2 – 3 medium beets (purchase with greens attached)
1 bunch radishes
olive oil
salt and pepper
1 cup red or white quinoa, dry (will yield approx 3 cups cooked)
2 TB olive oil
1 sweet onion, thinly sliced
2 cloves garlic, thinly sliced
2 TB balsamic vinegar
salt and pepper
1 bunch beet greens, thinly sliced
2 TB pine nuts, toasted
1/4 cup goat cheese, crumbled
1 1/2 TB balsamic vinegar
1 1/2 TB olive oil

salt and pepper

Preheat oven to 400 degrees.

Remove beet roots from the greens. Set the greens aside to use later. Cut off the other end and peel the beets to remove the rough outer layer. Cut each beet in half.

Place beets in foil (heavy duty if you have it or double the foil so it’s thicker), drizzle with olive oil, enough to lightly coat, and sprinkle with a pinch of salt and pepper. Wrap the foil tight around the beets and place on a baking sheet. Roast for 35- 45 minutes, or until soft when pierced with a fork.

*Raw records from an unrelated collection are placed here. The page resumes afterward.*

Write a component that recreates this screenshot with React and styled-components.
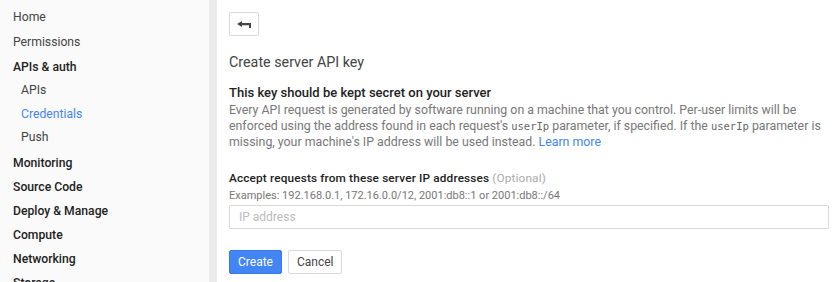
import React from 'react';
import styled, { createGlobalStyle } from 'styled-components';

const Global = createGlobalStyle`
   body {
      margin: 0;
      font-family: Roboto, "Liberation Sans", Arial, sans-serif;
      font-size: 13px;
      color: #222;
      background: #fff;
   }
`

const navItems = [
   { label: 'Home' },
   { label: 'Permissions' },
   { label: 'APIs & auth', section: true },
   { label: 'APIs', sub: true },
   { label: 'Credentials', sub: true, active: true },
   { label: 'Push', sub: true },
   { label: 'Monitoring', section: true },
   { label: 'Source Code', section: true },
   { label: 'Deploy & Manage', section: true },
   { label: 'Compute', section: true },
   { label: 'Networking', section: true },
   { label: 'Storage', section: true },
]

function BackIcon() {
   return (
      <svg width="14" height="7" viewBox="0 0 14 7">
         <path d="M0 3 L5 0 L5 2 L14 2 L14 7 L12 7 L12 4.3 L5 4.3 L5 6 Z" fill="#444" />
      </svg>
   )
}

function App() {
   return (
      <Page>
         <Global />
         <Sidebar>
            {navItems.map((item) => (
               <NavItem key={item.label} $section={item.section} $sub={item.sub} $active={item.active}>
                  {item.label}
               </NavItem>
            ))}
         </Sidebar>
         <Divider />
         <Main>
            <BackButton>
               <BackIcon />
            </BackButton>
            <Title>Create server API key</Title>
            <Heading>This key should be kept secret on your server</Heading>
            <Para>
               Every API request is generated by software running on a machine that you control. Per-user limits will be
               enforced using the address found in each request's <Code>userIp</Code> parameter, if specified. If the <Code>userIp</Code> parameter is
               missing, your machine's IP address will be used instead. <Link href="#">Learn more</Link>
            </Para>
            <Label>
               Accept requests from these server IP addresses <Optional>(Optional)</Optional>
            </Label>
            <Hint>Examples: 192.168.0.1, 172.16.0.0/12, 2001:db8::1 or 2001:db8::/64</Hint>
            <Input placeholder="IP address" />
            <Actions>
               <Button $primary>Create</Button>
               <Button>Cancel</Button>
            </Actions>
         </Main>
      </Page>
   )
}

export default App

const Page = styled.div`
   display: flex;
   height: 282px;
   overflow: hidden;
`

const Sidebar = styled.nav`
   width: 209px;
   flex-shrink: 0;
   background: #fafafa;
   padding-top: 5px;
   box-sizing: border-box;
`

const NavItem = styled.div`
   height: ${(p) => (p.$sub ? '23.5px' : '24px')};
   line-height: ${(p) => (p.$sub ? '23.5px' : '24px')};
   padding-left: ${(p) => (p.$sub ? '21px' : '13px')};
   font-size: 12.2px;
   font-weight: ${(p) => (p.$section ? 500 : 400)};
   color: ${(p) => (p.$active ? '#4285f4' : p.$section ? '#222' : '#444')};
   white-space: nowrap;
   &:nth-child(2),
   &:nth-child(3),
   &:nth-child(7) {
      margin-top: 1px;
   }
`

const Divider = styled.div`
   width: 8px;
   flex-shrink: 0;
   background: #ebebeb;
`

const Main = styled.main`
   flex: 1;
   padding: 12px 9px 0 12px;
   display: flex;
   flex-direction: column;
   align-items: flex-start;
`

const BackButton = styled.button`
   width: 30px;
   height: 24px;
   display: flex;
   align-items: center;
   justify-content: center;
   background: #fff;
   border: 1px solid #d9d9d9;
   border-radius: 2px;
   padding: 0;
   cursor: pointer;
`

const Title = styled.h1`
   font-size: 14.3px;
   font-weight: 400;
   color: #444;
   margin: 16px 0 0;
   line-height: 20px;
`

const Heading = styled.h2`
   font-size: 13px;
   font-weight: 500;
   color: #222;
   margin: 13px 0 0;
   line-height: 16px;
`

const Para = styled.p`
   margin: 1px 0 0;
   font-size: 12.35px;
   line-height: 16px;
   color: #777;
`

const Code = styled.code`
   font-family: "DejaVu Sans Mono", "Liberation Mono", monospace;
   font-size: 10.5px;
   color: #666;
`

const Link = styled.a`
   color: #4285f4;
   text-decoration: none;
`

const Label = styled.div`
   margin-top: 20px;
   font-size: 11.8px;
   letter-spacing: 0.15px;
   font-weight: 500;
   color: #222;
   line-height: 16px;
`

const Optional = styled.span`
   font-weight: 400;
   color: #aaa;
`

const Hint = styled.div`
   margin-top: 2px;
   font-size: 11px;
   color: #777;
   line-height: 15px;
`

const Input = styled.input`
   box-sizing: border-box;
   width: 100%;
   height: 24px;
   margin-top: 2px;
   border: 1px solid #d9d9d9;
   border-radius: 1px;
   padding: 0 9px;
   font: inherit;
   font-size: 12px;
   &::placeholder {
      color: #bbb;
   }
`

const Actions = styled.div`
   display: flex;
   gap: 6px;
   margin-top: 21px;
`

const Button = styled.button`
   height: 24px;
   padding: 0 8px;
   font: inherit;
   font-size: 12px;
   border-radius: 2px;
   cursor: pointer;
   background: ${(p) => (p.$primary ? '#4285f4' : '#fff')};
   color: ${(p) => (p.$primary ? '#fff' : '#444')};
   border: 1px solid ${(p) => (p.$primary ? '#3b78e7' : '#d9d9d9')};
`
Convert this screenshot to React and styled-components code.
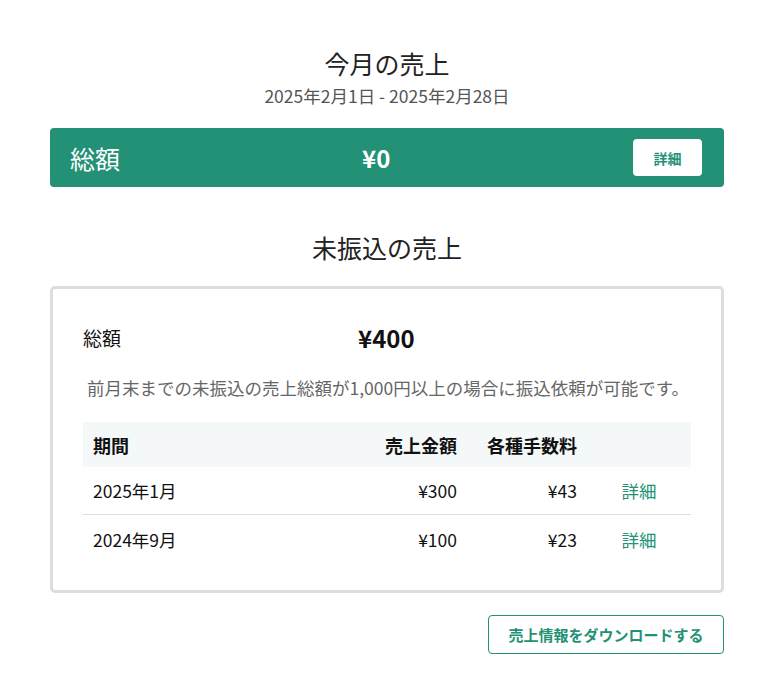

Set your kitchen timer, you might be distracted preparing the other components of the recipe.

 

Cut off stems and bottoms of the radishes.

 

Place radishes in foil (heavy duty if you have it or double the foil so it’s thicker), drizzle with olive oil, enough to lightly coat, and sprinkle with a pinch of salt and pepper. Wrap the foil tight around the radishes and place on the same baking sheet as the beets. Roast for 25 – 35 minutes, or until soft when pierced with a fork.

Rinse one cup quinoa in a mesh stainer before cooking to remove bitterness. In a medium size saucepan, bring to a boil over high heat, stirring frequently, with 1 3/4 cups salted water. Reduce heat to low, cover saucepan and allow to simmer, stirring occasionally, until water has fully absorbed, about 15 minutes. Set aside to cool down a bit.

 

While the quinoa is cooking, toast the pine nuts in a small pan on medium heat. You’ll want to stay very close as they burn rather quickly. Toss them around in the pan until they are golden brown, then immediately turn them onto a plate to cool down.

 

Place 2TB olive oil and thinly sliced onions in a large saute pan over medium-high heat. Cook until they soften and become translucent, stirring occasionally.

 

Add thinly sliced garlic and cook about 2 more minutes.

Stir in balsamic vinegar and a couple pinches of salt and pepper then add beet greens. Cook for a few minutes then remove from heat.

 

Once properly roasted, allow radishes and beets to cool off a bit then slice.

 


On a platter or in a wide, shallow bowl, place the quinoa down first in an even layer, followed by the onions/beet greens, then the radishes and beets.

 

In a small bowl, whisk together 1 1/2 TB balsamic vinegar and 1 1/2 TB olive oil with a small pinch of salt and pepper to make a quick dressing.

 

Crumble goat cheese over the beets and radishes, then drizzle with balsamic dressing and finish with toasted pine nuts. I prefer it served warm but Bob was perfectly happy with it cold when he came home late from work. It will keep in the fridge for a couple days if you have leftovers.

 

I’m rereading Anita Moorjani’s book, Dying to be Me, in which she describes her journey through illness followed by a near death experience and what transpired in her life after that. Yes, I truly love books like this as I am fascinated with the afterlife! I thought I’d share one of my favorite quotes today.

“I knew that was really the only purpose of life: to be our self, live our truth, and be the love that we are.”